Security and Compliance Considerations

Terraform configurations often contain or reference sensitive values: database passwords, API keys, and service account credentials.

Never hardcode secrets in Terraform files. Use sensitive = true on variables, reference secrets from AWS Secrets Manager or HashiCorp Vault using data sources, and ensure your state backend encrypts at rest.

Implement least-privilege IAM for Terraform execution. The service account running Terraform should have only the permissions necessary for the resources it manages. Avoid using admin credentials - scope permissions per root module so the networking pipeline cannot modify IAM policies.

Use provider version constraints. Pin provider versions to prevent unexpected behavior from upstream updates. Use the pessimistic constraint operator (~> 5.0) to allow patch updates while preventing major version changes.

Tag everything. Consistent tagging with environment, team, cost center, and managed-by labels enables cost allocation, access control, and auditing. Use a shared default_tags block in your provider configuration to enforce baseline tags across all resources.
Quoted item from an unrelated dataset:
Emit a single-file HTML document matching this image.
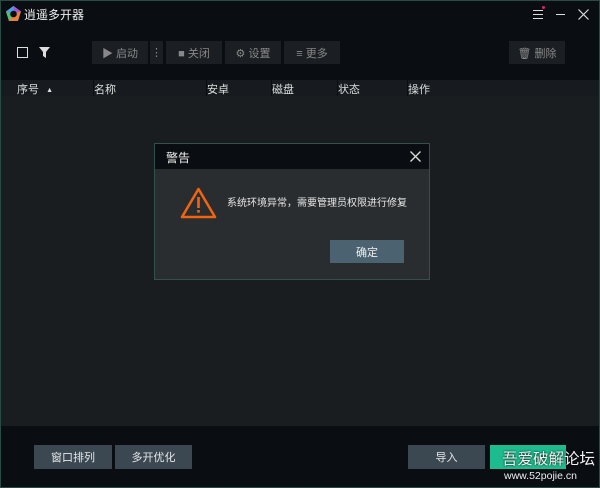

Common Pitfalls and How to Avoid Them

The blast radius problem. A single terraform apply that manages 500 resources is dangerous. If something goes wrong, the blast radius is your entire infrastructure. Break configurations into smaller, independent state files with clear boundaries.

Ignoring plan output. Engineers who run terraform apply -auto-approve without reading the plan will eventually destroy production resources. Make plan review a mandatory step in your workflow - both in CI/CD and locally.

Provider version sprawl. Different teams using different provider versions leads to inconsistent behavior and difficult debugging. Standardize provider versions across the organization and update them in coordinated cycles.

Over-engineering modules too early. Do not build a generic module for every possible use case on day one. Start with concrete implementations, then extract modules when you see repeated patterns across two or three configurations.